Fallout 4 just rolled out its Anniversary Edition a few weeks after Bethesda's big Fallout Day stream, and yeah... it is not the victory lap they probably had in mind. The update and the new Creation Club-based DLC dropped alongside it, and the whole thing has quickly turned into a headache: Steam reviews calling it a disaster, timelines full of crash memes, and a chorus of players asking what happened. The good news: Bethesda knows people are upset and is actually saying something about it.
So what went wrong?
The new Anniversary Edition bundles fresh Creation Club content into the now 10-year-old RPG, but the launch has been rocky. Beyond stability issues, the biggest early problem is a nasty ownership bug where content some players already paid for suddenly shows up as unpurchased. That is confusing at best and potentially expensive if you do not notice and rebuy something you already own.
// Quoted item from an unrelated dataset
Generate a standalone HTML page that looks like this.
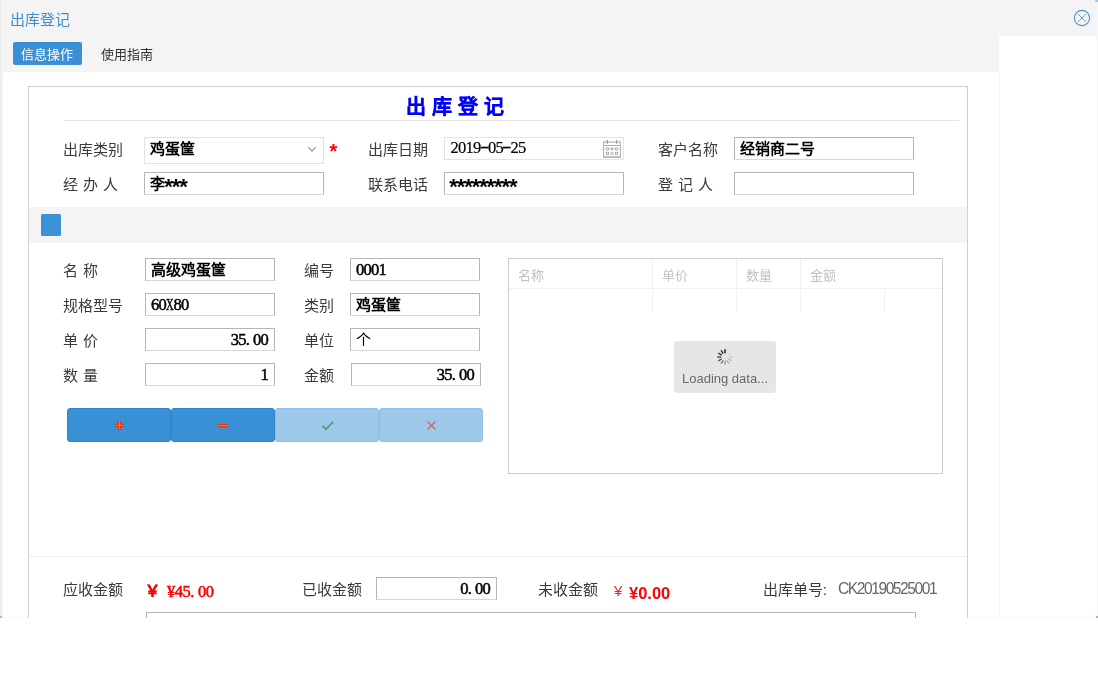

Bethesda says they found the culprit
Community manager Jessica Clark told fans on Bethesda's Discord that the team identified the issue behind the DLC not being recognized. A fix is in the works, with more details promised once they have them. Her note has been making the rounds online, including on Reddit.
"We have discovered the cause for an issue some players were experiencing, where content they bought recently was no longer being recognized as 'owned'... The team is currently working to resolve this issue, and we will share more details as soon as we are able."
Players are not exactly reassured
Some folks took the news with a shrug and a joke: "It is okay, they are gonna fix it on the next re-release." Others are more hopeful: "Thank God," one player said, adding that they want the fix to hit the Creation Kit too, because the same problem is happening there. That part is a very nerdy, behind-the-scenes wrinkle, but it matters for modders and anyone tinkering under the hood.
Where I am with it
As someone who generally roots for Bethesda (I know, I know), I am parking this one for now. I am skipping the Anniversary Edition, the update that came with it, and the new DLC until the dust settles. Best-case scenario, this eventually gets the kind of cleanup Skyrim's Anniversary Edition ended up with.
File under: context that explains a lot
On a related note, Todd Howard recently admitted Fallout 4's cinematic dialogue system never really clicked, even after the team spent forever trying to make it work. His take: it "really did not resonate." Different issue, same pattern: big swings, sometimes messy results.